#### Pages as source code:

%%

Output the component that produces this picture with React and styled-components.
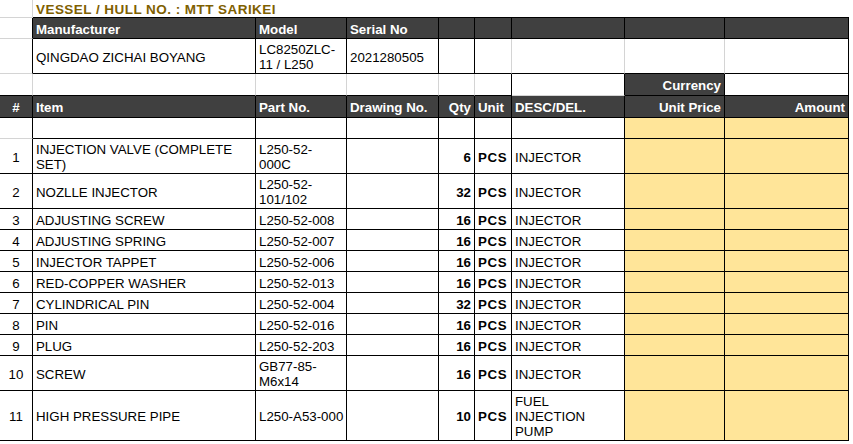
import React from 'react'
import styled, { createGlobalStyle } from 'styled-components'

const GlobalStyle = createGlobalStyle`
  html, body {
    margin: 0;
    padding: 0;
    background: #fff;
  }
  body {
    font-family: "Liberation Sans", Arial, sans-serif;
    font-size: 13.3px;
    color: #000;
  }
`

const LINES = { k: '#000', g: '#d4d4d4', n: 'transparent' }
const FILLS = { dark: '#404040', yellow: '#ffe599', white: '#fff' }
const COLUMNS = '33px 223px 91px 92px 36px 37px 113px 100px 124px'

const items = [
  { no: 1, item: 'INJECTION VALVE (COMPLETE\nSET)', part: 'L250-52-\n000C', qty: 6, desc: 'INJECTOR', h: 35 },
  { no: 2, item: 'NOZLLE INJECTOR', part: 'L250-52-\n101/102', qty: 32, desc: 'INJECTOR', h: 35 },
  { no: 3, item: 'ADJUSTING SCREW', part: 'L250-52-008', qty: 16, desc: 'INJECTOR', h: 21 },
  { no: 4, item: 'ADJUSTING SPRING', part: 'L250-52-007', qty: 16, desc: 'INJECTOR', h: 21 },
  { no: 5, item: 'INJECTOR TAPPET', part: 'L250-52-006', qty: 16, desc: 'INJECTOR', h: 21 },
  { no: 6, item: 'RED-COPPER WASHER', part: 'L250-52-013', qty: 16, desc: 'INJECTOR', h: 21 },
  { no: 7, item: 'CYLINDRICAL PIN', part: 'L250-52-004', qty: 32, desc: 'INJECTOR', h: 21 },
  { no: 8, item: 'PIN', part: 'L250-52-016', qty: 16, desc: 'INJECTOR', h: 21 },
  { no: 9, item: 'PLUG', part: 'L250-52-203', qty: 16, desc: 'INJECTOR', h: 21 },
  { no: 10, item: 'SCREW', part: 'GB77-85-\nM6x14', qty: 16, desc: 'INJECTOR', h: 35 },
  { no: 11, item: 'HIGH PRESSURE PIPE', part: 'L250-A53-000', qty: 10, desc: 'FUEL\nINJECTION\nPUMP', h: 50 },
]

function App() {
  return (
    <>
      <GlobalStyle />
      <Sheet>
        <Row $h={18}>
          <Cell $r="g" $b="g" />
          <Title $span={8}>VESSEL / HULL NO. : MTT SARIKEI</Title>
        </Row>

        <Row $h={21}>
          <Cell $r="k" $b="g" />
          <Cell $bg="dark" $bold>Manufacturer</Cell>
          <Cell $bg="dark" $bold>Model</Cell>
          <Cell $bg="dark" $bold>Serial No</Cell>
          <Cell $bg="dark" />
          <Cell $bg="dark" />
          <Cell $bg="dark" />
          <Cell $bg="dark" />
          <Cell $bg="dark" />
        </Row>

        <Row $h={35}>
          <Cell $r="k" $b="g" />
          <Cell>QINGDAO ZICHAI BOYANG</Cell>
          <Cell>{'LC8250ZLC-\n11 / L250'}</Cell>
          <Cell>2021280505</Cell>
          <Cell />
          <Cell $r="g" />
          <Cell $r="g" />
          <Cell $r="g" />
          <Cell />
        </Row>

        <Row $h={22}>
          <Cell $r="g" />
          <Cell $r="g" />
          <Cell $r="g" />
          <Cell $r="g" />
          <Cell $r="g" />
          <Cell />
          <Cell $b="g" />
          <Cell $bg="dark" $bold $align="flex-end">Currency</Cell>
          <Cell />
        </Row>

        <Row $h={22}>
          <Cell $bg="dark" $bold $align="center">#</Cell>
          <Cell $bg="dark" $bold>Item</Cell>
          <Cell $bg="dark" $bold>Part No.</Cell>
          <Cell $bg="dark" $bold>Drawing No.</Cell>
          <Cell $bg="dark" $bold $align="flex-end">Qty</Cell>
          <Cell $bg="dark" $bold>Unit</Cell>
          <Cell $bg="dark" $bold>DESC/DEL.</Cell>
          <Cell $bg="dark" $bold $align="flex-end">Unit Price</Cell>
          <Cell $bg="dark" $bold $align="flex-end">Amount</Cell>
        </Row>

        <Row $h={21}>
          <Cell $b="g" />
          <Cell />
          <Cell />
          <Cell />
          <Cell />
          <Cell />
          <Cell />
          <Cell $bg="yellow" />
          <Cell $bg="yellow" />
        </Row>

        {items.map(it => (
          <Row key={it.no} $h={it.h}>
            <Cell $align="center">{it.no}</Cell>
            <Cell>{it.item}</Cell>
            <Cell>{it.part}</Cell>
            <Cell />
            <Cell $bold $align="flex-end">{it.qty}</Cell>
            <Cell $bold $spread>PCS</Cell>
            <Cell>{it.desc}</Cell>
            <Cell $bg="yellow" />
            <Cell $bg="yellow" />
          </Row>
        ))}
      </Sheet>
    </>
  )
}

const Sheet = styled.div`
  display: flex;
  flex-direction: column;
  width: 849px;
`

const Row = styled.div`
  display: grid;
  grid-template-columns: ${COLUMNS};
  height: ${p => p.$h}px;
`

const Cell = styled.div`
  box-sizing: border-box;
  display: flex;
  align-items: center;
  justify-content: ${p => p.$align || 'flex-start'};
  padding: 2px 3px 0 3px;
  border-right: 1px solid ${p => LINES[p.$r || 'k']};
  border-bottom: 1px solid ${p => LINES[p.$b || 'k']};
  background: ${p => FILLS[p.$bg || 'white']};
  color: ${p => (p.$bg === 'dark' ? '#fff' : '#000')};
  font-weight: ${p => (p.$bold ? 700 : 400)};
  letter-spacing: ${p => (p.$spread ? '0.6px' : '0')};
  line-height: 15px;
  white-space: pre;
  overflow: hidden;
`

const Title = styled.div`
  grid-column: span ${p => p.$span};
  box-sizing: border-box;
  display: flex;
  align-items: center;
  padding: 1px 3px 0;
  border-bottom: 1px solid #000;
  color: #7f6000;
  font-size: 13.5px;
  letter-spacing: 0.45px;
  font-weight: 700;
  white-space: nowrap;
`

export default App
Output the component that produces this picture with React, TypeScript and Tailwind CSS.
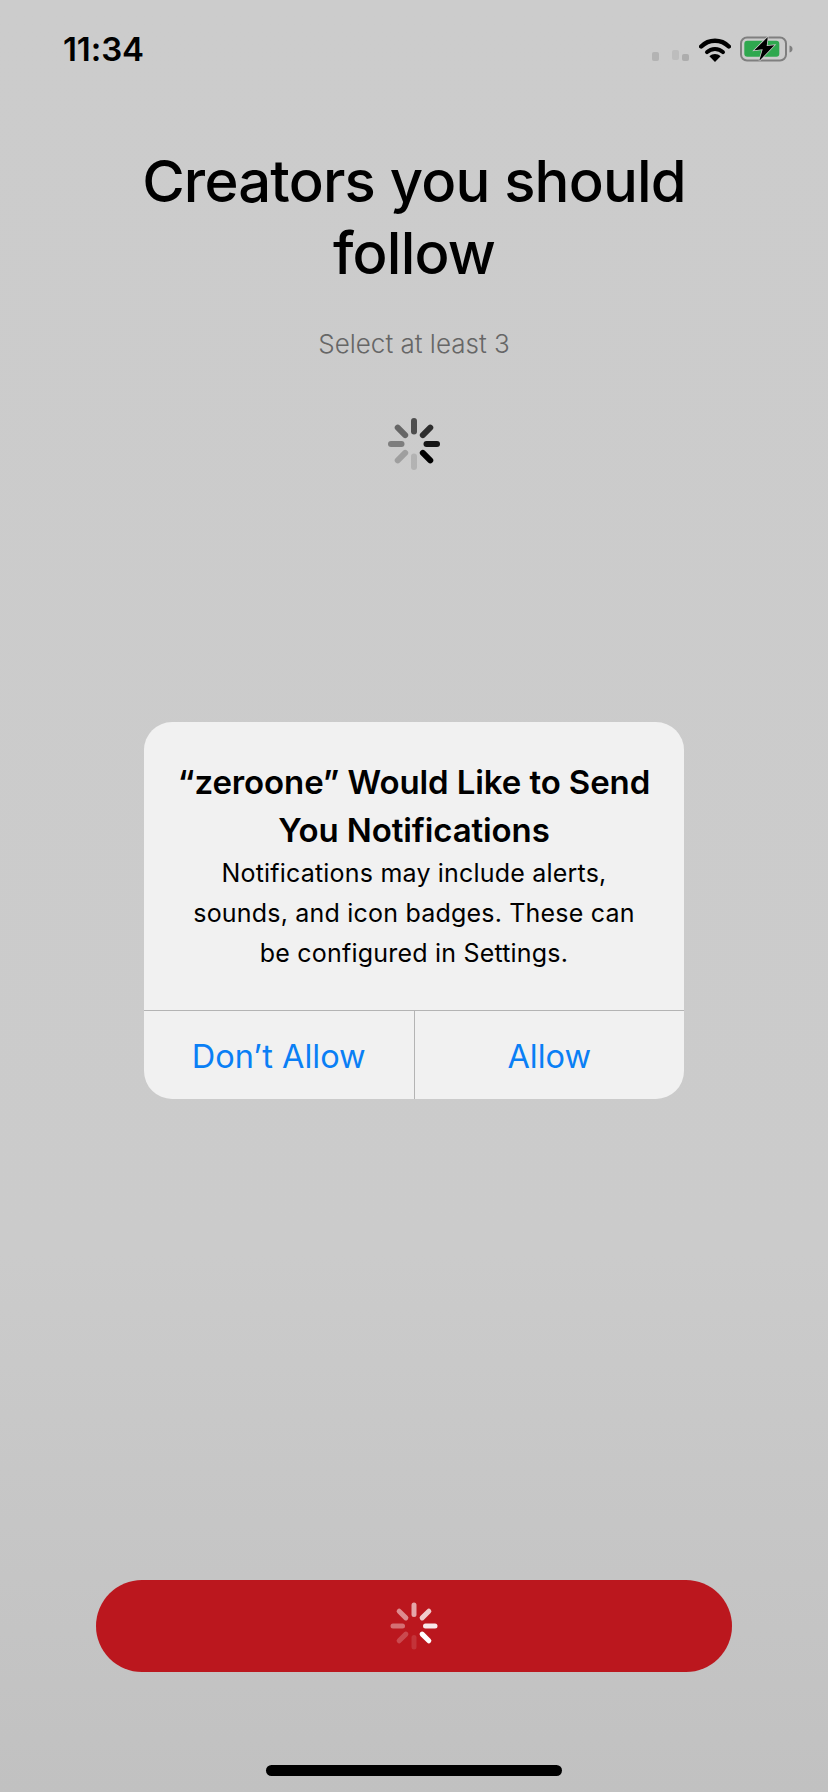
const SPOKE_ANGLES = [135, 180, 225, 270, 315, 0, 45, 90];
const SPOKE_OPACITY = [1, 0.12, 0.22, 0.38, 0.5, 0.62, 0.78, 0.9];

function Spinner({ color, size, inner, outer, width }: { color: string; size: number; inner: number; outer: number; width: number }) {
  const c = size / 2;
  return (
    <svg width={size} height={size} viewBox={`0 0 ${size} ${size}`} fill="none">
      {SPOKE_ANGLES.map((angle, i) => (
        <line
          key={angle}
          x1={c}
          y1={c - inner}
          x2={c}
          y2={c - outer}
          stroke={color}
          strokeWidth={width}
          strokeLinecap="round"
          opacity={SPOKE_OPACITY[i]}
          transform={`rotate(${angle} ${c} ${c})`}
        />
      ))}
    </svg>
  );
}

function StatusIcons() {
  return (
    <div className="flex items-center">
      {/* signal, mostly faded out */}
      <div className="flex items-end h-[25px] w-[47px] pb-[1px]">
        <div className="w-[7px] h-[9px] rounded-[2px] bg-[#b3b3b3]" />
        <div className="ml-[13px] w-[7px] h-[10px] mb-[1px] rounded-[2px] bg-[#bdbdbd]" />
        <div className="ml-[3px] w-[7px] h-[7px] rounded-[2px] bg-[#adadad]" />
      </div>
      <svg width="32" height="25" viewBox="0 0 32 25" fill="none">
        <path d="M2.2 9.5C9.8 1.8 22.2 1.8 29.8 9.5" stroke="#000" strokeWidth="4.4" strokeLinecap="round" />
        <path d="M8 15.2C12.4 10.8 19.6 10.8 24 15.2" stroke="#000" strokeWidth="4" strokeLinecap="round" />
        <path d="M16 25L10.4 19.2C13.6 16.4 18.4 16.4 21.6 19.2Z" fill="#000" />
      </svg>
      <svg width="54" height="26" viewBox="0 0 54 26" fill="none" className="ml-[9px]">
        <rect x="1" y="1.5" width="45" height="23" rx="6" stroke="#7f7f7f" strokeWidth="2" />
        <rect x="4.3" y="4.8" width="35" height="16" rx="3" fill="#2fa84f" />
        <path d="M49.5 9.5C51.5 10 52.5 11.3 52.5 13C52.5 14.7 51.5 16 49.5 16.5Z" fill="#7f7f7f" />
        <path d="M27.7 1L14.3 14.3L22.7 13.3L19.3 24.8L34.3 9.3L26.7 10Z" fill="#000" stroke="#cbcbcb" strokeWidth="1.5" paintOrder="stroke" />
      </svg>
    </div>
  );
}

export default function App() {
  return (
    <div className="relative flex flex-col items-center w-[828px] h-[1792px] overflow-hidden bg-linear-to-b from-[#cccccc] via-[#cbcbcb] via-70% to-[#c1c1c1] font-['Inter',sans-serif] text-black">
      {/* status bar */}
      <div className="flex w-full h-[98px] shrink-0 items-center justify-between pl-[63px] pr-[34px]">
        <span className="text-[33px] font-semibold leading-none tracking-[-0.1px]">11:34</span>
        <StatusIcons />
      </div>

      <h1 className="mt-[47px] w-[600px] text-center text-[58px] leading-[72px] font-medium tracking-[-0.8px]">
        Creators you should follow
      </h1>
      <p className="mt-[37px] text-[26px] leading-[36px] font-light text-[#666666]">Select at least 3</p>

      <div className="mt-[54px]">
        <Spinner color="#000" size={56} inner={12.5} outer={23} width={6} />
      </div>

      {/* continue button */}
      <div className="mt-auto flex h-[92px] w-[636px] items-center justify-center rounded-full bg-[#bb171e]">
        <Spinner color="#fff" size={52} inner={11.5} outer={21} width={5} />
      </div>

      {/* home indicator */}
      <div className="mt-[93px] mb-[16px] h-[11px] w-[296px] rounded-full bg-black" />

      {/* permission alert */}
      <div className="absolute left-[144px] top-[722px] w-[540px] overflow-hidden rounded-[28px] bg-[#f1f1f1] text-center">
        <div className="h-[288px] px-[20px] pt-[36px]">
          <h2 className="text-[33px] leading-[48px] font-semibold tracking-[-0.1px]">
            “zeroone” Would Like to Send You Notifications
          </h2>
          <p className="-mt-[1px] px-[20px] text-[25px] leading-[40px] tracking-[0.2px]">
            Notifications may include alerts, sounds, and icon badges. These can be configured in Settings.
          </p>
        </div>
        <div className="flex h-[89px] border-t border-[#b4b4b4] text-[32.5px] text-[#0a7ff5]">
          <div className="flex flex-1 items-center justify-center border-r border-[#b4b4b4] pt-[4px]">Don’t Allow</div>
          <div className="flex flex-1 items-center justify-center pt-[4px]">Allow</div>
        </div>
      </div>
    </div>
  );
}
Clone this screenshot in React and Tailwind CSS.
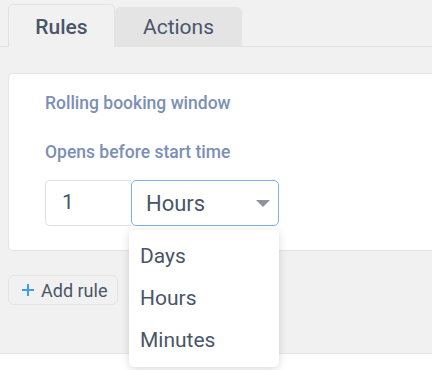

%%

Please quote the lines of the material, beginning with the first and ending with the one that contains "const COLUMNS = '33px", exactly as written and without any pictures.

Output the component that produces this picture with React and styled-components.
import React from 'react'
import styled, { createGlobalStyle } from 'styled-components'

const GlobalStyle = createGlobalStyle`
  html, body {
    margin: 0;
    padding: 0;
    background: #fff;
  }
  body {
    font-family: "Liberation Sans", Arial, sans-serif;
    font-size: 13.3px;
    color: #000;
  }
`

const LINES = { k: '#000', g: '#d4d4d4', n: 'transparent' }
const FILLS = { dark: '#404040', yellow: '#ffe599', white: '#fff' }
const COLUMNS = '33px 223px 91px 92px 36px 37px 113px 100px 124px'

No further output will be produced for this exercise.